— START Supplied information —

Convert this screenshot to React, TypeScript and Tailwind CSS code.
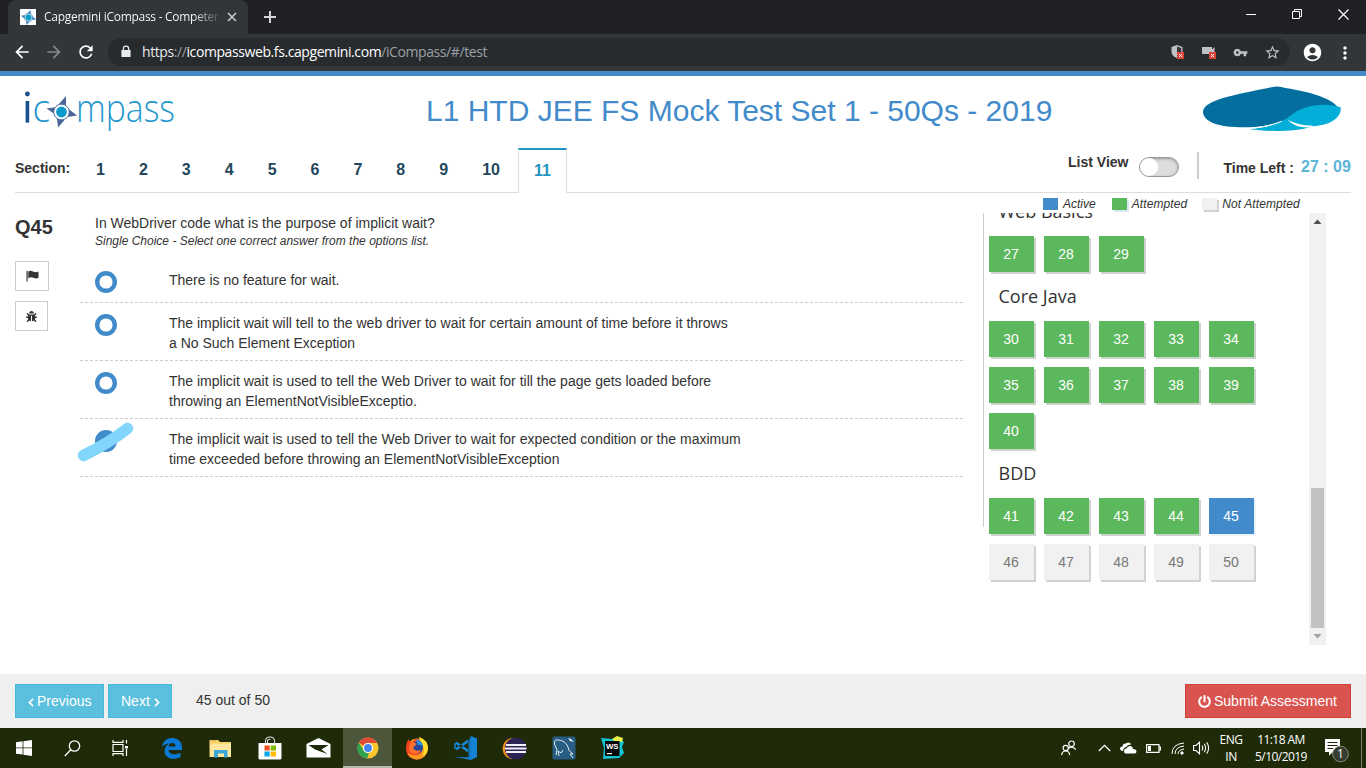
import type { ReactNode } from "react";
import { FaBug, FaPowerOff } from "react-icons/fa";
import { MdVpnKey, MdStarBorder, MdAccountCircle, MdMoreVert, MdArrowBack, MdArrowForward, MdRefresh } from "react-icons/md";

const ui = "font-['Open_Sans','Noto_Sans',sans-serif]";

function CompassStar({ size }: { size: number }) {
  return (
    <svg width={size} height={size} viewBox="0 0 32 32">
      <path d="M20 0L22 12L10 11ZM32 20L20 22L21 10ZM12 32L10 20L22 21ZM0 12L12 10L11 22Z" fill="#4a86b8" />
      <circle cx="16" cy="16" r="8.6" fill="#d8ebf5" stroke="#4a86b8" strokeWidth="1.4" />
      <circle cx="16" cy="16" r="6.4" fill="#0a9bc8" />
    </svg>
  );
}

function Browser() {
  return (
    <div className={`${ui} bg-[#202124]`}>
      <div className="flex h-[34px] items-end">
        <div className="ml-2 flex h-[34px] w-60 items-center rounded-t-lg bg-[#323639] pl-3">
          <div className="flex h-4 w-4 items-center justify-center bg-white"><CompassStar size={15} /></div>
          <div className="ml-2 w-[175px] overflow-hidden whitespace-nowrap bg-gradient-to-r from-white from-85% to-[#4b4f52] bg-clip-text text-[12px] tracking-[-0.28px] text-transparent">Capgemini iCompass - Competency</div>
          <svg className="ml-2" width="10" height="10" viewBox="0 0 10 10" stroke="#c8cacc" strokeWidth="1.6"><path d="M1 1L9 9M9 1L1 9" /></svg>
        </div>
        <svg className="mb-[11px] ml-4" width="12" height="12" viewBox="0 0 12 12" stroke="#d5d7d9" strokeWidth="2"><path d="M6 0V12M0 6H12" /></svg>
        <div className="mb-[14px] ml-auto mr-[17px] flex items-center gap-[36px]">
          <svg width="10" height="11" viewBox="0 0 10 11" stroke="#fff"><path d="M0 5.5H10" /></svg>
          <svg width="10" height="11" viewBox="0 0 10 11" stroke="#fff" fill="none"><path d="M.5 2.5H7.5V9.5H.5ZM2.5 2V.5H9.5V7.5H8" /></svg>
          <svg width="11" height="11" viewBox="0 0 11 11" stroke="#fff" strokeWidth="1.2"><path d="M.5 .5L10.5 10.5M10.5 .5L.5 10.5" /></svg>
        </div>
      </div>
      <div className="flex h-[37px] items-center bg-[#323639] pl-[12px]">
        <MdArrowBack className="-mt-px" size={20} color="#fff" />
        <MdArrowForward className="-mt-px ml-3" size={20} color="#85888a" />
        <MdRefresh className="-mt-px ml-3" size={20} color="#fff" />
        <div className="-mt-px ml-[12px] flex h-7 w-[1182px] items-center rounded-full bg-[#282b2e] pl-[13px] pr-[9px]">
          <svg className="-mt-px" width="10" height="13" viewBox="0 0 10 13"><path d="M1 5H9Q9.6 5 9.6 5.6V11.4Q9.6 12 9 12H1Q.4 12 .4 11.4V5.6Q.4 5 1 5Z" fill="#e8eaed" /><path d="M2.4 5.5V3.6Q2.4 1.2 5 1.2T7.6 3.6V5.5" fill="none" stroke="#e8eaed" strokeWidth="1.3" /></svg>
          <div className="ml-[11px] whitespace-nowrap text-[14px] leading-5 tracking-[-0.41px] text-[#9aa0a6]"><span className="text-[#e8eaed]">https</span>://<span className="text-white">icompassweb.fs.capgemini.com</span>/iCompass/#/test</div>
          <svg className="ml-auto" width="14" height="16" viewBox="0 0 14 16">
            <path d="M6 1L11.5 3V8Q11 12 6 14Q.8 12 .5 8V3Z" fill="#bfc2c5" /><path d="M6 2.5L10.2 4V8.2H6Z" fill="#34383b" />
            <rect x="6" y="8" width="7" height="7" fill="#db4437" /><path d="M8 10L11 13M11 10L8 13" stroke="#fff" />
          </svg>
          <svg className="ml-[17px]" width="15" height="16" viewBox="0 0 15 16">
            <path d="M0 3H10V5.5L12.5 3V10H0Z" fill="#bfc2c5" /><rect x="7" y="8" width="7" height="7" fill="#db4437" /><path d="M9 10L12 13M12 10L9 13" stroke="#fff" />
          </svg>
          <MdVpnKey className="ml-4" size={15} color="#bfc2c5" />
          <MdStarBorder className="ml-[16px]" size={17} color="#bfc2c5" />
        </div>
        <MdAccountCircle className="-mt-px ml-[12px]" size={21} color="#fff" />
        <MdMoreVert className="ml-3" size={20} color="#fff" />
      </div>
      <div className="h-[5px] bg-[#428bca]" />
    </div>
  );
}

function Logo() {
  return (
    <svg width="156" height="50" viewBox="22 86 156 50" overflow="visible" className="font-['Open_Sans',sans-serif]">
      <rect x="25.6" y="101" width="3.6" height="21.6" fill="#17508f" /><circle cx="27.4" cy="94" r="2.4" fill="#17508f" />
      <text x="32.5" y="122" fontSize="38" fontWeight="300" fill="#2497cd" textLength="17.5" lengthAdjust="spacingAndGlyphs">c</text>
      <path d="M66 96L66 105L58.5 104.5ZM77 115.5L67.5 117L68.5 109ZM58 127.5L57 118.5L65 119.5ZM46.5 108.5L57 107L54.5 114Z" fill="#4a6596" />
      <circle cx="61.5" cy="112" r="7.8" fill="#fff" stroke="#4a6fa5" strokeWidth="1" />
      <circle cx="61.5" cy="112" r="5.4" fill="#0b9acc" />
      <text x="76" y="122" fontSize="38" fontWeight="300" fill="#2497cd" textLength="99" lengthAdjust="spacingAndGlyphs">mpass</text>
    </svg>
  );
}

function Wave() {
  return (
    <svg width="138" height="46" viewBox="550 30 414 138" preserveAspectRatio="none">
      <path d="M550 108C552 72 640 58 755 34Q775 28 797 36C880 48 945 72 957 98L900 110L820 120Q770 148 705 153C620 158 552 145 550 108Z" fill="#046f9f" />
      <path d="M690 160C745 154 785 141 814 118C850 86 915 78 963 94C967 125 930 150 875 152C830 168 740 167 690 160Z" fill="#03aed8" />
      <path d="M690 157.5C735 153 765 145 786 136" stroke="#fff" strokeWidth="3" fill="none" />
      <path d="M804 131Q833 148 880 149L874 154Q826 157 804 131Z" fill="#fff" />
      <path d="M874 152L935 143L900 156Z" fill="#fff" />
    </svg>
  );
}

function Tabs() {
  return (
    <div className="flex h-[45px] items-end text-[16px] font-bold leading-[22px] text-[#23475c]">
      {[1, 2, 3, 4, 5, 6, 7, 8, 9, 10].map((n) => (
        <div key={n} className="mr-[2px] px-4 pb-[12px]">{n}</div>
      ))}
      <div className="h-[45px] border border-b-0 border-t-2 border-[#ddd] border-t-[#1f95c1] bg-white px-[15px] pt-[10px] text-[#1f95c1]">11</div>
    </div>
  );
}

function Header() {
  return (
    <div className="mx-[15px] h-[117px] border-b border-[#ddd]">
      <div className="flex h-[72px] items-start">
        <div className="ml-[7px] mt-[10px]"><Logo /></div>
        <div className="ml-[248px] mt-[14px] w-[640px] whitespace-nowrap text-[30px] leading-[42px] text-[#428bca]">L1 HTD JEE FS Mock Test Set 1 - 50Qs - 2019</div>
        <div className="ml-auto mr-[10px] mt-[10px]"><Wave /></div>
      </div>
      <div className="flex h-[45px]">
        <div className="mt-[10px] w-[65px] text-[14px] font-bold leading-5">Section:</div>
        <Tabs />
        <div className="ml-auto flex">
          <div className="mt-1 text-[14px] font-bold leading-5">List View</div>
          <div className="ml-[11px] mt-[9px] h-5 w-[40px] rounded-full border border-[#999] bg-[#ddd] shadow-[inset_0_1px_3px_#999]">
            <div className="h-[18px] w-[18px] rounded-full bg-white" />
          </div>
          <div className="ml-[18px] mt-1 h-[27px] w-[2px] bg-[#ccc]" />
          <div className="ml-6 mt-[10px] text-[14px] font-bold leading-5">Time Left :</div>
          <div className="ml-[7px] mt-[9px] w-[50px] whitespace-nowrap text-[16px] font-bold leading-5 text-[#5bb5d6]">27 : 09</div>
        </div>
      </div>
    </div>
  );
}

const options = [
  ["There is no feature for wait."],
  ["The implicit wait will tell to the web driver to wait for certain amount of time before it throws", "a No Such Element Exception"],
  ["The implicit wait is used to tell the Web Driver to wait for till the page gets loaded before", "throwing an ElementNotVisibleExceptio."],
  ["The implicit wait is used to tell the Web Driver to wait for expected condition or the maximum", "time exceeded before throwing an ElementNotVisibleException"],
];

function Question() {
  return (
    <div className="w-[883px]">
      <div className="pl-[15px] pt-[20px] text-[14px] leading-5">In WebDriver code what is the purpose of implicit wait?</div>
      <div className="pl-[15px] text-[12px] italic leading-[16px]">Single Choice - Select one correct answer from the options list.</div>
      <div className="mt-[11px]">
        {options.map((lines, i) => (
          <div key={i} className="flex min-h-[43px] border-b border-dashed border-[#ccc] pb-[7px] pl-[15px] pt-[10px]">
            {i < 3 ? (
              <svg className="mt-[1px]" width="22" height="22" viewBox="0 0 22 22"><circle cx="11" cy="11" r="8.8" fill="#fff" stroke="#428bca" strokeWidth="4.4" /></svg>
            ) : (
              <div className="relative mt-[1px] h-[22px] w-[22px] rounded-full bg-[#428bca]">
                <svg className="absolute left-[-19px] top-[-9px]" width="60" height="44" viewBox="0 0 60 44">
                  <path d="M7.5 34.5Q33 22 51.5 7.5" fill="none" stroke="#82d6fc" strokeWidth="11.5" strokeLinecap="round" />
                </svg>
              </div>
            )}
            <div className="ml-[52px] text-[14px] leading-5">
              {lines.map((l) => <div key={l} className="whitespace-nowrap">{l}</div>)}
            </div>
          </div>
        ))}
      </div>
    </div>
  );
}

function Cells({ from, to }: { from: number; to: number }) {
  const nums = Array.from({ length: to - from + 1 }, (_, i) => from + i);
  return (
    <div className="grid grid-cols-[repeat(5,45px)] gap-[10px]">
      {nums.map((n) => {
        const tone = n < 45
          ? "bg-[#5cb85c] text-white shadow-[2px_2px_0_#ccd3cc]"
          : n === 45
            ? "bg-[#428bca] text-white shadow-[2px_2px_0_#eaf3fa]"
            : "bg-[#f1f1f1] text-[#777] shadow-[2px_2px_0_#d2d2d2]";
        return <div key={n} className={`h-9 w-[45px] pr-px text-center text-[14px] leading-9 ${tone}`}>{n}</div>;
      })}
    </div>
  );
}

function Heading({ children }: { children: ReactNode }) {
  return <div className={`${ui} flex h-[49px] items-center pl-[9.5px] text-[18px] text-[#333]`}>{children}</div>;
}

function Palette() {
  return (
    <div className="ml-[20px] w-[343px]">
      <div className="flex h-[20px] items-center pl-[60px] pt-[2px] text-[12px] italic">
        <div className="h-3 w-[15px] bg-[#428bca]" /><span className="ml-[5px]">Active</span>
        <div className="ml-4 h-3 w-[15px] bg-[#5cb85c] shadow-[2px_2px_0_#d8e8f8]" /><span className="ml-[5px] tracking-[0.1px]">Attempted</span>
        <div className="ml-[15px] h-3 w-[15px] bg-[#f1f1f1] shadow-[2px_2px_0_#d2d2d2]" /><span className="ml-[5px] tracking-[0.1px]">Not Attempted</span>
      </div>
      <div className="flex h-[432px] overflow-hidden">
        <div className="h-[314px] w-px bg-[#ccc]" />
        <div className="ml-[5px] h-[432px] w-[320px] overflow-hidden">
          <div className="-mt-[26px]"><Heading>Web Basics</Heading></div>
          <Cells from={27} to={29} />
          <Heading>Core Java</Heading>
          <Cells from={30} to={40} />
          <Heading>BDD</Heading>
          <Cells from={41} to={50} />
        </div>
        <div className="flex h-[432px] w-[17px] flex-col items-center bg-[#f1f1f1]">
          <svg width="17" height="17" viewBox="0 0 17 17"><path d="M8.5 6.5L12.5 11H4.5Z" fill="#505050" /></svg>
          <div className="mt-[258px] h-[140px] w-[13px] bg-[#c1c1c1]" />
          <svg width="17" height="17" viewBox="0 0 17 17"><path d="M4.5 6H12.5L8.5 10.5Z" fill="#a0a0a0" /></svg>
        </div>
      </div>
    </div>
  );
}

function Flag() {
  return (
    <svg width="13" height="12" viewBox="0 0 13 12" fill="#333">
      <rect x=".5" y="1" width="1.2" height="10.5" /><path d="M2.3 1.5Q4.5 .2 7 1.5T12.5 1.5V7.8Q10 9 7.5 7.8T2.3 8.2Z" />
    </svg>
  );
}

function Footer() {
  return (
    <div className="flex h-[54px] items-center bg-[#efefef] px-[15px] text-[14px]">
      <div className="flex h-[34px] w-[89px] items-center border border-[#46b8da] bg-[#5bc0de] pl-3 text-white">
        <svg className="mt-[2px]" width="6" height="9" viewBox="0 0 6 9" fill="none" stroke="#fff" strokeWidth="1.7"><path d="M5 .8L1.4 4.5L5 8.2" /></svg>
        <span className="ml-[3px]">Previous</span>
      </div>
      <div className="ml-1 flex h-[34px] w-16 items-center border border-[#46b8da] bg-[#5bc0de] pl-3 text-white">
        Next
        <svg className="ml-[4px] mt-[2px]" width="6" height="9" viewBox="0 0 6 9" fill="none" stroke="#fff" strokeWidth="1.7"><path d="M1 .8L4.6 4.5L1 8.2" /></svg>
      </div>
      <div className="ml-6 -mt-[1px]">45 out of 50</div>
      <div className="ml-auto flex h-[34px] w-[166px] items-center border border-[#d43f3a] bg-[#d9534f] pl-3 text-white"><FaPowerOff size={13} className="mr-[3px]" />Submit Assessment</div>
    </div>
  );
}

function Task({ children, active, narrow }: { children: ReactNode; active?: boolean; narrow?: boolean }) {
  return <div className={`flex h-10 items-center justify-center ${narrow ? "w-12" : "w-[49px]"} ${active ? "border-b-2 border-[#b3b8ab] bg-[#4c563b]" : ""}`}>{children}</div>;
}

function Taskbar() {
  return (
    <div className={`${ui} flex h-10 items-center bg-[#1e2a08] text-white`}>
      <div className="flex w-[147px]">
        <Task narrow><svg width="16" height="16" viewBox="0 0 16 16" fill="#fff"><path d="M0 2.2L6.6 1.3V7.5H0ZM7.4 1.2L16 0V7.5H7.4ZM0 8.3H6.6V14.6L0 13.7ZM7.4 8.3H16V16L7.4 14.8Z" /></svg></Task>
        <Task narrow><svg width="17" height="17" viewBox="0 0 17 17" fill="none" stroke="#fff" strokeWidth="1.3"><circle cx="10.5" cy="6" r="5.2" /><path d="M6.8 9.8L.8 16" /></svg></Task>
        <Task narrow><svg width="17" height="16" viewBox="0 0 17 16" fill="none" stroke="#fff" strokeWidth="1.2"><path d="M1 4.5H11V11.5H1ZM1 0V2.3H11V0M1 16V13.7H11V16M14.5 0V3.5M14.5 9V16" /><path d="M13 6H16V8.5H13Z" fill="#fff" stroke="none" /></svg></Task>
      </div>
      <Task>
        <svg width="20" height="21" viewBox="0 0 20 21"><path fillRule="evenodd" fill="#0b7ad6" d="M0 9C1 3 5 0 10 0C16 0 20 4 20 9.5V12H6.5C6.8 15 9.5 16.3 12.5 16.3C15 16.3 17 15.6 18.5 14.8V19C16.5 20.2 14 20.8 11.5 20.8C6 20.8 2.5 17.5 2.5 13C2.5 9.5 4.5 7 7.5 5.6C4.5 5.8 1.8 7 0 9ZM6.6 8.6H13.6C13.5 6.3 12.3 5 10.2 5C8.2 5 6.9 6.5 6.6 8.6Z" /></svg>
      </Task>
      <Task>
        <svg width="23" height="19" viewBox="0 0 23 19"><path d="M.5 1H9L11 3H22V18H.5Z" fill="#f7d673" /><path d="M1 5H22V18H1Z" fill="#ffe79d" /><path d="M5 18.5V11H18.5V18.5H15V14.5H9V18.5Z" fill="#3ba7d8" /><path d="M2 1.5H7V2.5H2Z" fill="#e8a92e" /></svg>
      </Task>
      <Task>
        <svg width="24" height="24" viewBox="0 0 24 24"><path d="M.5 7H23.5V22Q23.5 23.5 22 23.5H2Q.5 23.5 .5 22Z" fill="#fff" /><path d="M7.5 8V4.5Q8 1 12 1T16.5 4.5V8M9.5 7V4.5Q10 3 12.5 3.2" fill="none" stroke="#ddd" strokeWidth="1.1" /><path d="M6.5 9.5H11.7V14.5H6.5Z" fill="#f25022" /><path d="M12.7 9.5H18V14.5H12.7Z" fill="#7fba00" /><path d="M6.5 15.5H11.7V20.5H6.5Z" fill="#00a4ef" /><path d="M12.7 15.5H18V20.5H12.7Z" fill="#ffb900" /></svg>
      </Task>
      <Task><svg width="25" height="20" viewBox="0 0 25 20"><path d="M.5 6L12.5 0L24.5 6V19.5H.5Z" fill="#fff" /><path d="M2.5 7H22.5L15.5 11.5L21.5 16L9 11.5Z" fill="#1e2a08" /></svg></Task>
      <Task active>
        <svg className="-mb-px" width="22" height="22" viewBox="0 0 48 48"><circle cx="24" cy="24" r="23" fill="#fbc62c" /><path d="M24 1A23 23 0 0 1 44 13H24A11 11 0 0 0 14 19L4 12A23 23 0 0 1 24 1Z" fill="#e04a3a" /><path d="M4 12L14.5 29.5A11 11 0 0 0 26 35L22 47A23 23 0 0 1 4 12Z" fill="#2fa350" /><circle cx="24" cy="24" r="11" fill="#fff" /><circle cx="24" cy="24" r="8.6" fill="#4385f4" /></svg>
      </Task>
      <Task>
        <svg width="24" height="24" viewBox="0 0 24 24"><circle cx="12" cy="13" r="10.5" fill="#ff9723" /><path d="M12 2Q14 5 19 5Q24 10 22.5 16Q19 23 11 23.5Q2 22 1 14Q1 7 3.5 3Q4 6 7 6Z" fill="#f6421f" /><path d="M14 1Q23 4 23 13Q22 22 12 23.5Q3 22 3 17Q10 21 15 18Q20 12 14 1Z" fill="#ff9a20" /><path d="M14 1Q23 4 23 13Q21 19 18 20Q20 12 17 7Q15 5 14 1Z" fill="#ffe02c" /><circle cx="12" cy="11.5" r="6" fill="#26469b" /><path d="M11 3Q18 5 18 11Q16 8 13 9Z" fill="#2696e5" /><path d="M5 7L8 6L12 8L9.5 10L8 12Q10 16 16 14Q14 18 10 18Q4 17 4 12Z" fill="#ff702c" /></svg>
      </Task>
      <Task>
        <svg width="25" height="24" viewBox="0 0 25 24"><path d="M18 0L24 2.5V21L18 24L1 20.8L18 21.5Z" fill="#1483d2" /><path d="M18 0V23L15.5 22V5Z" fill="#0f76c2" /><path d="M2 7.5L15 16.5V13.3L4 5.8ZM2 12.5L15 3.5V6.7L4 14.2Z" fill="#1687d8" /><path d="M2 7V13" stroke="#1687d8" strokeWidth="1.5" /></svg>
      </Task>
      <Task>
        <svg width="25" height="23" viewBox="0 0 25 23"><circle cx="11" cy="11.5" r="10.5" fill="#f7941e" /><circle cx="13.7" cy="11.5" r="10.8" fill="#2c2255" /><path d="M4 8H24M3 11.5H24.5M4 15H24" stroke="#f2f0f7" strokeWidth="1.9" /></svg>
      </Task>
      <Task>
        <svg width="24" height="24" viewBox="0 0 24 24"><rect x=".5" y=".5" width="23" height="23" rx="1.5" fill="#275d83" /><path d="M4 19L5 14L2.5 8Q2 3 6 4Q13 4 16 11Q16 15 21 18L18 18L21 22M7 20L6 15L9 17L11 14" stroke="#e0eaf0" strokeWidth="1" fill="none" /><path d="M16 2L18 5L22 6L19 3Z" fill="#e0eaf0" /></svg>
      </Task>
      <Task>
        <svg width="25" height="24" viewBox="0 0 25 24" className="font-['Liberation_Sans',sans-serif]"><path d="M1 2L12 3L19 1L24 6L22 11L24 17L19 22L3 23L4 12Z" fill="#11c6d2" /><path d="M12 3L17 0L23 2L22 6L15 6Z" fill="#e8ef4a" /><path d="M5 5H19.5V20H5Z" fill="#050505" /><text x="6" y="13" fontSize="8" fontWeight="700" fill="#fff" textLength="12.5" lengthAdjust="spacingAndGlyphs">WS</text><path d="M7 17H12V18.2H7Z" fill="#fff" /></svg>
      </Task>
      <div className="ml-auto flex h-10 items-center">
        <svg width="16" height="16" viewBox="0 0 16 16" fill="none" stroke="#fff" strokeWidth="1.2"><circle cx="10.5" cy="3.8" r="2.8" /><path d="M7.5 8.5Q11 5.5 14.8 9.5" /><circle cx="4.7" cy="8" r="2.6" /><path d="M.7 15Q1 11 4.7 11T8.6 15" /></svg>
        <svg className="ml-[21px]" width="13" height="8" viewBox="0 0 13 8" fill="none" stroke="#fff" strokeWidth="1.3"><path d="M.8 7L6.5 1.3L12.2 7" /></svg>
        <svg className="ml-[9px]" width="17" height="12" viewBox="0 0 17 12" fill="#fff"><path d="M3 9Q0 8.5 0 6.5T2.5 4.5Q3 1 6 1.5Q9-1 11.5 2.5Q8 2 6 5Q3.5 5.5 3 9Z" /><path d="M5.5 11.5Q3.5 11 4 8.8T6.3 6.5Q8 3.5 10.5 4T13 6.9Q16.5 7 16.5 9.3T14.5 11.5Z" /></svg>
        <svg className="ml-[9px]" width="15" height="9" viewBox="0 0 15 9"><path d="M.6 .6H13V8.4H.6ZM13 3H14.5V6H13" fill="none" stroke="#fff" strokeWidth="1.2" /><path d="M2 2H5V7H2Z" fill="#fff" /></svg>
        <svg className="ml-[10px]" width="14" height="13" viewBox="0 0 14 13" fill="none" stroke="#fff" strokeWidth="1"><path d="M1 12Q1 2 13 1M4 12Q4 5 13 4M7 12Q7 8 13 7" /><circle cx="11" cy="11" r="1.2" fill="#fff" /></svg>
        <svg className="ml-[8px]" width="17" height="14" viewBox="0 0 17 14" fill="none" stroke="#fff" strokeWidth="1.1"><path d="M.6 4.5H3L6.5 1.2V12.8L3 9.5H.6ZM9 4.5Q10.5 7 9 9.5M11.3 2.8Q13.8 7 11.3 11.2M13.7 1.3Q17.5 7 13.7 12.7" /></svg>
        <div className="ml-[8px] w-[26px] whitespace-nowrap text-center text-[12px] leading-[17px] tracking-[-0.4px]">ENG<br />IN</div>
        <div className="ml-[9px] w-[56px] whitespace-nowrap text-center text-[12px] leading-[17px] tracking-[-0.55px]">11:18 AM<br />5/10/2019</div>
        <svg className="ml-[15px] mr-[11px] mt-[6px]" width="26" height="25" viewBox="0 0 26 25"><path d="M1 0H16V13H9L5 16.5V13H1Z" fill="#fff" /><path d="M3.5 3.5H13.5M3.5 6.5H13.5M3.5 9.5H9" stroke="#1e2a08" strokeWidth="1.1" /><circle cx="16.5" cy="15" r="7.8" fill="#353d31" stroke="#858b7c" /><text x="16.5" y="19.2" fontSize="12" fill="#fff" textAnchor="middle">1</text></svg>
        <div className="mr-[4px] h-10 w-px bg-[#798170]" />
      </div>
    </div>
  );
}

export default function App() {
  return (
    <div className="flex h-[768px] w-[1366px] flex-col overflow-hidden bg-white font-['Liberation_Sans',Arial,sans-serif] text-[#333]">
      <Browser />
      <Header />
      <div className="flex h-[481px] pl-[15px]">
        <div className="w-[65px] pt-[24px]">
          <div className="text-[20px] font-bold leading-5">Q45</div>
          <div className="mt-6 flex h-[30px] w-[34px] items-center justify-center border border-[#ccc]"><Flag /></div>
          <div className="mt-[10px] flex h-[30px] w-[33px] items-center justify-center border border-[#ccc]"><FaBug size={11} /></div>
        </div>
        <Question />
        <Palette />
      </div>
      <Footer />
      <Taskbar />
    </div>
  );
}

— END Supplied information —

→ Exercise
Starting at the first line of the material, output exactly the lines up to and including the one with "MdArrowBack, MdArrowForward, MdRefresh". Do not include the pictures.

→ Worked solution
Convert this screenshot to React, TypeScript and Tailwind CSS code.
import type { ReactNode } from "react";
import { FaBug, FaPowerOff } from "react-icons/fa";
import { MdVpnKey, MdStarBorder, MdAccountCircle, MdMoreVert, MdArrowBack, MdArrowForward, MdRefresh } from "react-icons/md";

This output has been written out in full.